Armenia Sends Humanitarian Aid Through Long-Closed Border To Earthquake-Stricken Turkey

A truckload of Armenia humanitarian aid on its way to Turkey on February 11.

YEREVAN -- Armenia has sent humanitarian aid to earthquake-stricken Turkey across the long-closed border separating the two historic enemies, the government in Yerevan said.

“Armenia has sent humanitarian aid to Turkey. Trucks with humanitarian aid have crossed the Margara bridge on the border and are on their way to the earthquake-stricken region,” Vahan Hunanian, the press spokesman for the Armenian Foreign Ministry, wrote in a Twitter post on February 11.

“Trucks with humanitarian aid crossed the Armenian-Turkish border today and are on their way to the earthquake-affected area. Happy to have been able to assist,” Ruben Rubinian, vice president of the Armenian National Assembly, wrote along with a photo showing an Armenian truck entering Turkey from the bridge.

Serdar Kilic, a former Turkish ambassador to several countries -- including the United States and Japan -- and currently Ankara's special envoy to Armenia, thanked Yerevan and wrote that a 28-person search-and-rescue team and technical equipment had been sent by Armenia immediately after the earthquake.

In addition, he said, "Five truckloads of 100 tons of food, medicine, water, and other emergency aid packages from the people of Armenia passed through the Alican border gate this morning and set off for Adiyaman.”

“I will always remember the generous aid sent by the people of Armenia to help alleviate the sufferings of our people in the earthquake stricken region,” he wrote.

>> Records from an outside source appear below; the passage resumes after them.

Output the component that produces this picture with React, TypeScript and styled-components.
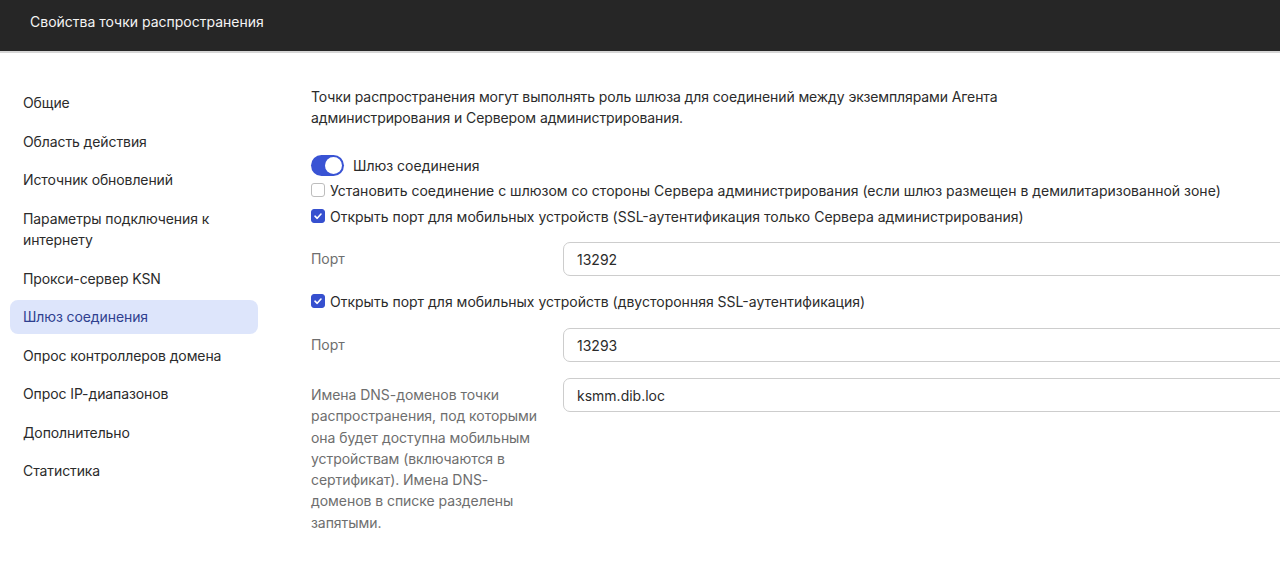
import React from 'react';
import styled, { createGlobalStyle } from 'styled-components';

const GlobalStyle = createGlobalStyle`
	html, body {
		margin: 0;
		padding: 0;
		background: #ffffff;
		overflow: hidden;
	}
	body {
		font-family: Inter, 'Noto Sans', sans-serif;
		color: #2b2b2b;
	}
	* {
		box-sizing: border-box;
	}
`;

const Page = styled.div`
	width: 1280px;
	height: 568px;
	display: flex;
	flex-direction: column;
	overflow: hidden;
`;

const Header = styled.header`
	height: 53px;
	flex-shrink: 0;
	background: #262626;
	border-bottom: 2px solid #d6d6d6;
	display: flex;
	align-items: center;
	padding: 0 30px 9px 30px;
	font-size: 14px;
	color: #f4f4f4;
`;

const Body = styled.div`
	display: flex;
	flex: 1;
	min-height: 0;
`;

const Sidebar = styled.nav`
	width: 268px;
	flex-shrink: 0;
	padding: 33px 10px 0 10px;
	display: flex;
	flex-direction: column;
	gap: 5px;
`;

const NavItem = styled.div<{ $active?: boolean }>`
	padding: 6px 13px;
	border-radius: 8px;
	font-size: 14px;
	line-height: 21.5px;
	letter-spacing: -0.1px;
	color: ${(p) => (p.$active ? '#2f3f8f' : '#2b2b2b')};
	background: ${(p) => (p.$active ? '#dde5fb' : 'transparent')};
`;

const Main = styled.main`
	flex: 1;
	padding: 33px 0 0 43px;
	display: flex;
	flex-direction: column;
`;

const Intro = styled.p`
	margin: 0;
	width: 720px;
	font-size: 14px;
	line-height: 21px;
	letter-spacing: -0.1px;
	color: #2b2b2b;
`;

const ToggleRow = styled.label`
	display: flex;
	align-items: center;
	gap: 9px;
	height: 22px;
	margin-top: 26px;
	font-size: 14px;
`;

const Toggle = styled.span<{ $on: boolean }>`
	width: 33px;
	height: 21px;
	border-radius: 11px;
	background: ${(p) => (p.$on ? '#3953d4' : '#c4c4c4')};
	display: flex;
	align-items: center;
	justify-content: ${(p) => (p.$on ? 'flex-end' : 'flex-start')};
	padding: 0 2px;
`;

const Knob = styled.span`
	width: 17px;
	height: 17px;
	border-radius: 50%;
	background: #ffffff;
`;

const CheckRow = styled.label<{ $top: number }>`
	display: flex;
	align-items: center;
	gap: 5px;
	height: 22px;
	margin-top: ${(p) => p.$top}px;
	font-size: 14px;
	white-space: nowrap;
`;

const Box = styled.span<{ $checked: boolean }>`
	width: 14px;
	height: 14px;
	border-radius: 3px;
	flex-shrink: 0;
	display: flex;
	align-items: center;
	justify-content: center;
	background: ${(p) => (p.$checked ? '#3650cf' : '#ffffff')};
	border: 1px solid ${(p) => (p.$checked ? '#3650cf' : '#bdbdbd')};
`;

const FieldRow = styled.div<{ $top: number }>`
	display: grid;
	grid-template-columns: 252px 730px;
	align-items: start;
	margin-top: ${(p) => p.$top}px;
`;

const FieldLabel = styled.div`
	padding-top: 6px;
	width: 234px;
	font-size: 14px;
	line-height: 21.3px;
	letter-spacing: -0.05px;
	color: #6e6e6e;
`;

const Input = styled.div`
	height: 34px;
	border: 1px solid #cdcdcd;
	border-radius: 7px;
	padding: 0 13px;
	display: flex;
	align-items: center;
	font-size: 14px;
	color: #2b2b2b;
	background: #ffffff;
`;

const navItems = [
	'Общие',
	'Область действия',
	'Источник обновлений',
	'Параметры подключения к интернету',
	'Прокси-сервер KSN',
	'Шлюз соединения',
	'Опрос контроллеров домена',
	'Опрос IP-диапазонов',
	'Дополнительно',
	'Статистика',
];

function Check({ checked }: { checked: boolean }) {
	return (
		<Box $checked={checked}>
			{checked && (
				<svg width='10' height='10' viewBox='0 0 10 10'>
					<path d='M2 5.2 L4.2 7.3 L8 3' fill='none' stroke='#ffffff' strokeWidth='1.6' strokeLinecap='round' strokeLinejoin='round' />
				</svg>
			)}
		</Box>
	);
}

export default function App() {
	return (
		<>
			<GlobalStyle />
			<Page>
				<Header>Свойства точки распространения</Header>
				<Body>
					<Sidebar>
						{navItems.map((item) => (
							<NavItem key={item} $active={item === 'Шлюз соединения'}>
								{item === 'Параметры подключения к интернету' ? (
									<>
										Параметры подключения к<br />
										интернету
									</>
								) : (
									item
								)}
							</NavItem>
						))}
					</Sidebar>
					<Main>
						<Intro>
							Точки распространения могут выполнять роль шлюза для соединений между экземплярами Агента администрирования и Сервером администрирования.
						</Intro>
						<ToggleRow>
							<Toggle $on>
								<Knob />
							</Toggle>
							Шлюз соединения
						</ToggleRow>
						<CheckRow $top={3}>
							<Check checked={false} />
							Установить соединение с шлюзом со стороны Сервера администрирования (если шлюз размещен в демилитаризованной зоне)
						</CheckRow>
						<CheckRow $top={4}>
							<Check checked />
							Открыть порт для мобильных устройств (SSL-аутентификация только Сервера администрирования)
						</CheckRow>
						<FieldRow $top={15}>
							<FieldLabel>Порт</FieldLabel>
							<Input>13292</Input>
						</FieldRow>
						<CheckRow $top={14}>
							<Check checked />
							Открыть порт для мобильных устройств (двусторонняя SSL-аутентификация)
						</CheckRow>
						<FieldRow $top={16}>
							<FieldLabel>Порт</FieldLabel>
							<Input>13293</Input>
						</FieldRow>
						<FieldRow $top={16}>
							<FieldLabel>
								Имена DNS-доменов точки распространения, под которыми она будет доступна мобильным устройствам (включаются в сертификат). Имена DNS-доменов в списке разделены запятыми.
							</FieldLabel>
							<Input>ksmm.dib.loc</Input>
						</FieldRow>
					</Main>
				</Body>
			</Page>
		</>
	);
}
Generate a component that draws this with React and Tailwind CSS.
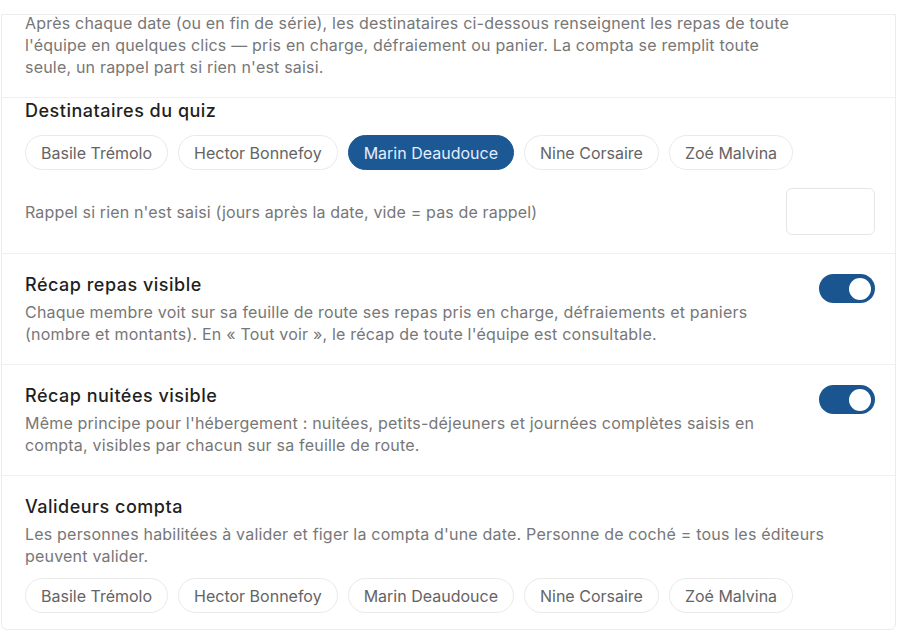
import { useState } from 'react'

const team = ['Basile Trémolo', 'Hector Bonnefoy', 'Marin Deaudouce', 'Nine Corsaire', 'Zoé Malvina']

function Chips({ selected = [], onToggle }) {
  return (
    <div className="flex flex-wrap gap-[10px]">
      {team.map((name) => {
        const on = selected.includes(name)
        return (
          <button
            key={name}
            onClick={() => onToggle(name)}
            className={
              on
                ? 'h-[35px] rounded-full border border-[#1b5894] bg-[#1b5894] px-[15px] text-[16px] text-[#e3eeff]'
                : 'h-[35px] rounded-full border border-[#e9e9e9] bg-white px-[15px] text-[16px] text-[#646464]'
            }
          >
            {name}
          </button>
        )
      })}
    </div>
  )
}

function Toggle({ on, onChange }) {
  return (
    <button
      onClick={() => onChange(!on)}
      className={
        on
          ? 'flex h-[29px] w-[56px] shrink-0 items-center justify-end rounded-full bg-[#1b5590] px-[4px]'
          : 'flex h-[29px] w-[56px] shrink-0 items-center justify-start rounded-full bg-[#d4d4d4] px-[4px]'
      }
    >
      <span className="h-[22px] w-[22px] rounded-full bg-white" />
    </button>
  )
}

export default function App() {
  const [quiz, setQuiz] = useState(['Marin Deaudouce'])
  const [validators, setValidators] = useState([])
  const [repas, setRepas] = useState(true)
  const [nuitees, setNuitees] = useState(true)

  const toggleIn = (list, setList) => (name) =>
    setList(list.includes(name) ? list.filter((n) => n !== name) : [...list, name])

  return (
    <div className="min-h-screen bg-white pt-[14px] pr-[4px] pl-[1px]" style={{ fontFamily: 'Inter, "Noto Sans", sans-serif' }}>
      <div className="overflow-hidden rounded-b-md border border-[#ececec] bg-white">
        {/* Intro */}
        <div className="border-b border-[#f0f0f0] px-[23px] pb-[19px]">
          <p className="-mt-[3px] max-w-[776px] text-[16px] leading-[22px] tracking-[0.2px] text-[#777]">
            Après chaque date (ou en fin de série), les destinataires ci-dessous renseignent les repas de toute l'équipe en quelques clics — pris en charge, défraiement ou panier. La compta se remplit toute seule, un rappel part si rien n'est saisi.
          </p>
        </div>

        {/* Quiz recipients */}
        <div className="border-b border-[#f0f0f0] px-[23px] pt-[1px] pb-[18px]">
          <h3 className="text-[18px] leading-[24px] font-medium tracking-[0.5px] text-[#1f1f1f]">Destinataires du quiz</h3>
          <div className="mt-[12px]">
            <Chips selected={quiz} onToggle={toggleIn(quiz, setQuiz)} />
          </div>
          <div className="mt-[18px] flex items-center justify-between">
            <span className="text-[16px] tracking-[0.15px] text-[#777]">Rappel si rien n'est saisi (jours après la date, vide = pas de rappel)</span>
            <input className="mr-[-3px] h-[47px] w-[89px] rounded-md border border-[#e6e6e6] px-2 text-[15px] outline-none" />
          </div>
        </div>

        {/* Meals recap */}
        <div className="flex items-start gap-[40px] border-b border-[#f0f0f0] px-[23px] pt-[19px] pb-[19px]">
          <div className="flex-1">
            <h3 className="text-[18px] leading-[24px] font-medium tracking-[0.5px] text-[#1f1f1f]">Récap repas visible</h3>
            <p className="mt-[4px] text-[16px] leading-[22px] tracking-[0.2px] text-[#777]">
              Chaque membre voit sur sa feuille de route ses repas pris en charge, défraiements et paniers (nombre et montants). En « Tout voir », le récap de toute l'équipe est consultable.
            </p>
          </div>
          <div className="mt-[1px] mr-[-3px]">
            <Toggle on={repas} onChange={setRepas} />
          </div>
        </div>

        {/* Nights recap */}
        <div className="flex items-start gap-[40px] border-b border-[#f0f0f0] px-[23px] pt-[19px] pb-[19px]">
          <div className="flex-1">
            <h3 className="text-[18px] leading-[24px] font-medium tracking-[0.5px] text-[#1f1f1f]">Récap nuitées visible</h3>
            <p className="mt-[4px] text-[16px] leading-[22px] tracking-[0.2px] text-[#777]">
              Même principe pour l'hébergement : nuitées, petits-déjeuners et journées complètes saisis en compta, visibles par chacun sur sa feuille de route.
            </p>
          </div>
          <div className="mt-[1px] mr-[-3px]">
            <Toggle on={nuitees} onChange={setNuitees} />
          </div>
        </div>

        {/* Accounting validators */}
        <div className="px-[23px] pt-[19px] pb-[16px]">
          <h3 className="text-[18px] leading-[24px] font-medium tracking-[0.5px] text-[#1f1f1f]">Valideurs compta</h3>
          <p className="mt-[4px] text-[16px] leading-[22px] tracking-[0.2px] text-[#777]">
            Les personnes habilitées à valider et figer la compta d'une date. Personne de coché = tous les éditeurs peuvent valider.
          </p>
          <div className="mt-[11px]">
            <Chips selected={validators} onToggle={toggleIn(validators, setValidators)} />
          </div>
        </div>
      </div>
    </div>
  )
}
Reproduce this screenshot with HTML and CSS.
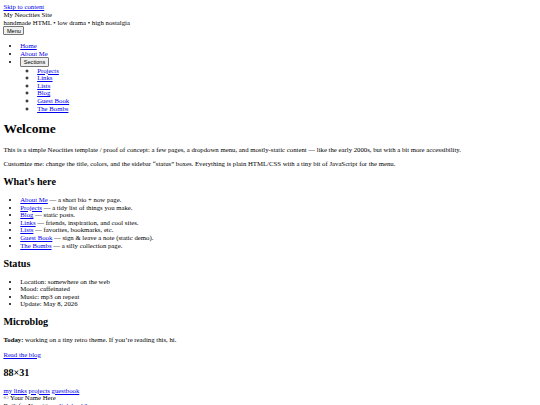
FILE: index.html
```html
<!DOCTYPE html>
<html lang="en">
<head>
<meta charset="utf-8">
<title>My Neocities Site</title>
<link rel="stylesheet" href="styles.css">
</head>
<body class="page">
<a class="skip" href="#main">Skip to content</a>
<header class="site-header">
  <div class="site-title">My Neocities Site</div>
  <div class="tagline">handmade HTML • low drama • high nostalgia</div>
  <button class="btn" type="button">Menu</button>
  <nav class="site-nav">
    <ul class="list">
      <li><a href="#">Home</a></li>
      <li><a href="#">About Me</a></li>
      <li><button class="btn" type="button">Sections</button>
        <ul class="sublist">
          <li><a href="#">Projects</a></li>
          <li><a href="#">Links</a></li>
          <li><a href="#">Lists</a></li>
          <li><a href="#">Blog</a></li>
          <li><a href="#">Guest Book</a></li>
          <li><a href="#">The Bombs</a></li>
        </ul>
      </li>
    </ul>
  </nav>
</header>
<main id="main" class="content">
  <h1 class="h1">Welcome</h1>
  <p class="para">This is a simple Neocities template / proof of concept: a few pages, a dropdown menu, and mostly-static content — like the early 2000s, but with a bit more accessibility.</p>
  <p class="para">Customize me: change the title, colors, and the sidebar “status” boxes. Everything is plain HTML/CSS with a tiny bit of JavaScript for the menu.</p>
  <h2 class="h2">What’s here</h2>
  <ul class="list">
    <li><a href="#">About Me</a> — a short bio + now page.</li>
    <li><a href="#">Projects</a> — a tidy list of things you make.</li>
    <li><a href="#">Blog</a> — static posts.</li>
    <li><a href="#">Links</a> — friends, inspiration, and cool sites.</li>
    <li><a href="#">Lists</a> — favorites, bookmarks, etc.</li>
    <li><a href="#">Guest Book</a> — sign &amp; leave a note (static demo).</li>
    <li><a href="#">The Bombs</a> — a silly collection page.</li>
  </ul>
</main>
<aside class="sidebar">
  <h2 class="h2">Status</h2>
  <ul class="list">
    <li>Location: somewhere on the web</li>
    <li>Mood: caffeinated</li>
    <li>Music: mp3 on repeat</li>
    <li>Update: May 8, 2026</li>
  </ul>
  <h2 class="h2">Microblog</h2>
  <p class="para"><strong>Today:</strong> working on a tiny retro theme. If you’re reading this, hi.</p>
  <p class="para"><a href="#">Read the blog</a></p>
  <h2 class="h2">88×31</h2>
  <div class="buttons"><a href="#">my links</a> <a href="#">projects</a> <a href="#">guestbook</a></div>
</aside>
<footer class="site-footer">
  <div>© Your Name Here</div>
  <div>Built for Neocities • <a href="#">link back?</a></div>
</footer>
</body>
</html>
```

FILE: styles.css
```css
.page {
  margin: 3.375px;
  font-family: "Liberation Serif", "Times New Roman", serif;
  font-size: 6.75px;
  line-height: 7.6px;
  color: #000;
}
.page a {
  color: #0000ee;
}
.btn {
  font-family: "Liberation Sans", Arial, sans-serif;
  font-size: 5.625px;
  line-height: 6.5px;
  padding: 0.4px 2.5px;
  margin: 0;
  border: 1px solid #767676;
  border-radius: 1px;
  background: #efefef;
  color: #000;
}
.list {
  margin: 6.75px 0;
  padding-left: 16.875px;
  list-style: disc;
}
.sublist {
  margin: 0;
  padding-left: 16.875px;
  list-style: circle;
}
.h1 {
  font-size: 13.5px;
  line-height: 15.5px;
  margin: 9.045px 0;
  font-weight: bold;
}
.h2 {
  font-size: 10.125px;
  line-height: 11.6px;
  margin: 8.4px 0;
  font-weight: bold;
}
.para {
  margin: 6.75px 0;
}
```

Turkish state-run news agency Anadolu said the border crossing was last used in 1988 when the Turkish Red Crescent sent aid to Armenia, which itself had been hit by a devastating earthquake.

Humanitarian aid and rescue teams have begun flowing into Turkey following the catastrophic earthquake five days ago that killed at least 25,000 people and injured tens of thousands more.

The land border between Turkey and Armenia has been closed since 1993 when deadly clashes intensified between Armenia and Turkish ally Azerbaijan over the breakaway region of Nagorno-Karabakh.

The relationship between Turkey and Armenia is strained by the World War I-era mass killings of Armenians in the Ottoman Empire, which Yerevan and a growing list of countries insist amount to genocide but which Ankara vehemently rejects.

The two countries have never established formal diplomatic relations, although diplomatic contacts were resumed in late 2021.

A phone call on July 11, 2022, was Armenian Prime Minister Nikol Pashinian's first direct contact with Turkish President Recep Tayyip Erdogan.

The leaders pledged in that call to build on a recently established process aimed at normalizing travel, trade, and diplomatic relations between their two countries.

Ankara has long made the opening of the border and establishment of diplomatic relations with Yerevan conditional on a resolution of the Nagorno-Karabakh conflict that is acceptable to Azerbaijan.

In a previous sign of warming relations, Turkey and Armenia in February 2022 resumed their first commercial flights in two years.